--- START OF INFORMATION SHOWN ---

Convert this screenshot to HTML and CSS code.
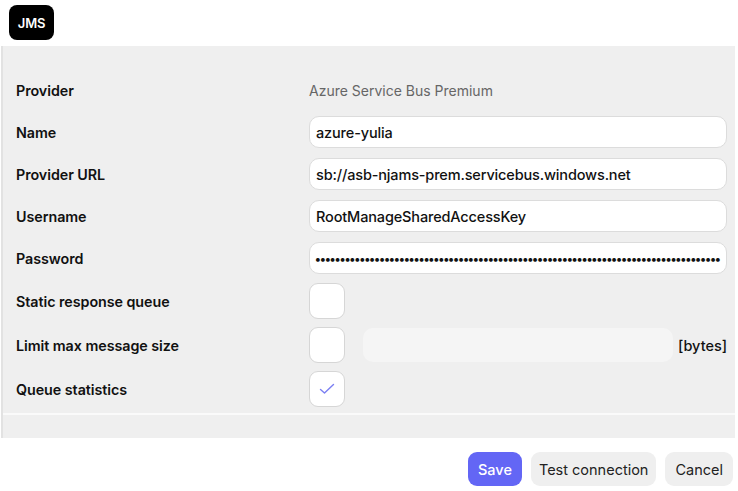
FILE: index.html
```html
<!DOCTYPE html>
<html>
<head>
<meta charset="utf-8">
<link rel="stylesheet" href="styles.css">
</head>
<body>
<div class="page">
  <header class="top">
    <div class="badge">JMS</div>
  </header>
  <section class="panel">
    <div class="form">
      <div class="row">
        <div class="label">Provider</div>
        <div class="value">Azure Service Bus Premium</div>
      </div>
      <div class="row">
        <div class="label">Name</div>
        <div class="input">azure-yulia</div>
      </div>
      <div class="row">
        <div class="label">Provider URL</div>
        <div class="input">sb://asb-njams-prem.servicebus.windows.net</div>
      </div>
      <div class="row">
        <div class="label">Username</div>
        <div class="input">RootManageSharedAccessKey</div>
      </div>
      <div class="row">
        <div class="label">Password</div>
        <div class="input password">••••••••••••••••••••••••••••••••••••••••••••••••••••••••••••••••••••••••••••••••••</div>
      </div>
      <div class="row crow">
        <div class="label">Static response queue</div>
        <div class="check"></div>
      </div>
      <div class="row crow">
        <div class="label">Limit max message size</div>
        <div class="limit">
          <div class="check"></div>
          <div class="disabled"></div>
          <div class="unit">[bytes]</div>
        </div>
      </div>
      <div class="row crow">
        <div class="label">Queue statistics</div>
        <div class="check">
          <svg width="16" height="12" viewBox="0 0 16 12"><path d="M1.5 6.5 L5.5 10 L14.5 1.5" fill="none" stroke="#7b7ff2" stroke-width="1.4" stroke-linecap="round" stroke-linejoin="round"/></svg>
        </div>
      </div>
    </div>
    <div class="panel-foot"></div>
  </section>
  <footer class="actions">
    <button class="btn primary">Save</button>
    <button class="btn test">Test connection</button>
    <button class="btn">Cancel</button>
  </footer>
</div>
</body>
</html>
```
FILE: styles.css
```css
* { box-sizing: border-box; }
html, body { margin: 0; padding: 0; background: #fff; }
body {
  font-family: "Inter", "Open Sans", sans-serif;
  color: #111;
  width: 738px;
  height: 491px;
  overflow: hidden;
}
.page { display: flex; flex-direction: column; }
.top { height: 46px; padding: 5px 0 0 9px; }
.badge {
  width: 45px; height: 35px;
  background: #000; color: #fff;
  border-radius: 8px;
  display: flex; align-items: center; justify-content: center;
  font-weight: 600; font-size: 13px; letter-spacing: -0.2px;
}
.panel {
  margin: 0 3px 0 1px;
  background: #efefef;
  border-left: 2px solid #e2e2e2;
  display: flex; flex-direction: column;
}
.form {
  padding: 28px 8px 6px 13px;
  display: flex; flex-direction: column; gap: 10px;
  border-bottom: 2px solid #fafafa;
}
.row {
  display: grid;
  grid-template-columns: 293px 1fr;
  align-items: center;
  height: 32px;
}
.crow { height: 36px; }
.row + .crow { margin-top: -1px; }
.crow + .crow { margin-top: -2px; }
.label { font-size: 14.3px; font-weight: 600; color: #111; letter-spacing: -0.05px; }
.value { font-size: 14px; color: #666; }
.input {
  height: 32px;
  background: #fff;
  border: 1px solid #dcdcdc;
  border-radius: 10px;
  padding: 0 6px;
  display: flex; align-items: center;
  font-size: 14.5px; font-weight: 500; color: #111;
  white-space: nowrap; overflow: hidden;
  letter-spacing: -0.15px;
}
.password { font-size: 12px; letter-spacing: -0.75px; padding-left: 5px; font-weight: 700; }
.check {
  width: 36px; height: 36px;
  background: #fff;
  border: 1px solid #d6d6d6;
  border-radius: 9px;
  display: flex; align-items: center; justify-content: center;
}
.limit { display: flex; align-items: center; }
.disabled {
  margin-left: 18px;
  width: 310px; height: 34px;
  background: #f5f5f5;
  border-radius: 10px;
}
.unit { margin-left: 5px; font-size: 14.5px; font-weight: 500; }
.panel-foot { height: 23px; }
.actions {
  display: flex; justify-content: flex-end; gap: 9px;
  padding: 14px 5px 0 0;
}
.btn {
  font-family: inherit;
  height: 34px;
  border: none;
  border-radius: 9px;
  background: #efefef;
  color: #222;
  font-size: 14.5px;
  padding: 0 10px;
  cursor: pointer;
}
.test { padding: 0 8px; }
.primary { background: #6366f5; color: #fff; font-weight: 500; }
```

--- END OF INFORMATION SHOWN ---

(TASK REQUIREMENTS)
Output the material word for word, omitting its pictures.

(WRITTEN RESPONSE)
Convert this screenshot to HTML and CSS code.
FILE: index.html
```html
<!DOCTYPE html>
<html>
<head>
<meta charset="utf-8">
<link rel="stylesheet" href="styles.css">
</head>
<body>
<div class="page">
  <header class="top">
    <div class="badge">JMS</div>
  </header>
  <section class="panel">
    <div class="form">
      <div class="row">
        <div class="label">Provider</div>
        <div class="value">Azure Service Bus Premium</div>
      </div>
      <div class="row">
        <div class="label">Name</div>
        <div class="input">azure-yulia</div>
      </div>
      <div class="row">
        <div class="label">Provider URL</div>
        <div class="input">sb://asb-njams-prem.servicebus.windows.net</div>
      </div>
      <div class="row">
        <div class="label">Username</div>
        <div class="input">RootManageSharedAccessKey</div>
      </div>
      <div class="row">
        <div class="label">Password</div>
        <div class="input password">••••••••••••••••••••••••••••••••••••••••••••••••••••••••••••••••••••••••••••••••••</div>
      </div>
      <div class="row crow">
        <div class="label">Static response queue</div>
        <div class="check"></div>
      </div>
      <div class="row crow">
        <div class="label">Limit max message size</div>
        <div class="limit">
          <div class="check"></div>
          <div class="disabled"></div>
          <div class="unit">[bytes]</div>
        </div>
      </div>
      <div class="row crow">
        <div class="label">Queue statistics</div>
        <div class="check">
          <svg width="16" height="12" viewBox="0 0 16 12"><path d="M1.5 6.5 L5.5 10 L14.5 1.5" fill="none" stroke="#7b7ff2" stroke-width="1.4" stroke-linecap="round" stroke-linejoin="round"/></svg>
        </div>
      </div>
    </div>
    <div class="panel-foot"></div>
  </section>
  <footer class="actions">
    <button class="btn primary">Save</button>
    <button class="btn test">Test connection</button>
    <button class="btn">Cancel</button>
  </footer>
</div>
</body>
</html>
```
FILE: styles.css
```css
* { box-sizing: border-box; }
html, body { margin: 0; padding: 0; background: #fff; }
body {
  font-family: "Inter", "Open Sans", sans-serif;
  color: #111;
  width: 738px;
  height: 491px;
  overflow: hidden;
}
.page { display: flex; flex-direction: column; }
.top { height: 46px; padding: 5px 0 0 9px; }
.badge {
  width: 45px; height: 35px;
  background: #000; color: #fff;
  border-radius: 8px;
  display: flex; align-items: center; justify-content: center;
  font-weight: 600; font-size: 13px; letter-spacing: -0.2px;
}
.panel {
  margin: 0 3px 0 1px;
  background: #efefef;
  border-left: 2px solid #e2e2e2;
  display: flex; flex-direction: column;
}
.form {
  padding: 28px 8px 6px 13px;
  display: flex; flex-direction: column; gap: 10px;
  border-bottom: 2px solid #fafafa;
}
.row {
  display: grid;
  grid-template-columns: 293px 1fr;
  align-items: center;
  height: 32px;
}
.crow { height: 36px; }
.row + .crow { margin-top: -1px; }
.crow + .crow { margin-top: -2px; }
.label { font-size: 14.3px; font-weight: 600; color: #111; letter-spacing: -0.05px; }
.value { font-size: 14px; color: #666; }
.input {
  height: 32px;
  background: #fff;
  border: 1px solid #dcdcdc;
  border-radius: 10px;
  padding: 0 6px;
  display: flex; align-items: center;
  font-size: 14.5px; font-weight: 500; color: #111;
  white-space: nowrap; overflow: hidden;
  letter-spacing: -0.15px;
}
.password { font-size: 12px; letter-spacing: -0.75px; padding-left: 5px; font-weight: 700; }
.check {
  width: 36px; height: 36px;
  background: #fff;
  border: 1px solid #d6d6d6;
  border-radius: 9px;
  display: flex; align-items: center; justify-content: center;
}
.limit { display: flex; align-items: center; }
.disabled {
  margin-left: 18px;
  width: 310px; height: 34px;
  background: #f5f5f5;
  border-radius: 10px;
}
.unit { margin-left: 5px; font-size: 14.5px; font-weight: 500; }
.panel-foot { height: 23px; }
.actions {
  display: flex; justify-content: flex-end; gap: 9px;
  padding: 14px 5px 0 0;
}
.btn {
  font-family: inherit;
  height: 34px;
  border: none;
  border-radius: 9px;
  background: #efefef;
  color: #222;
  font-size: 14.5px;
  padding: 0 10px;
  cursor: pointer;
}
.test { padding: 0 8px; }
.primary { background: #6366f5; color: #fff; font-weight: 500; }
```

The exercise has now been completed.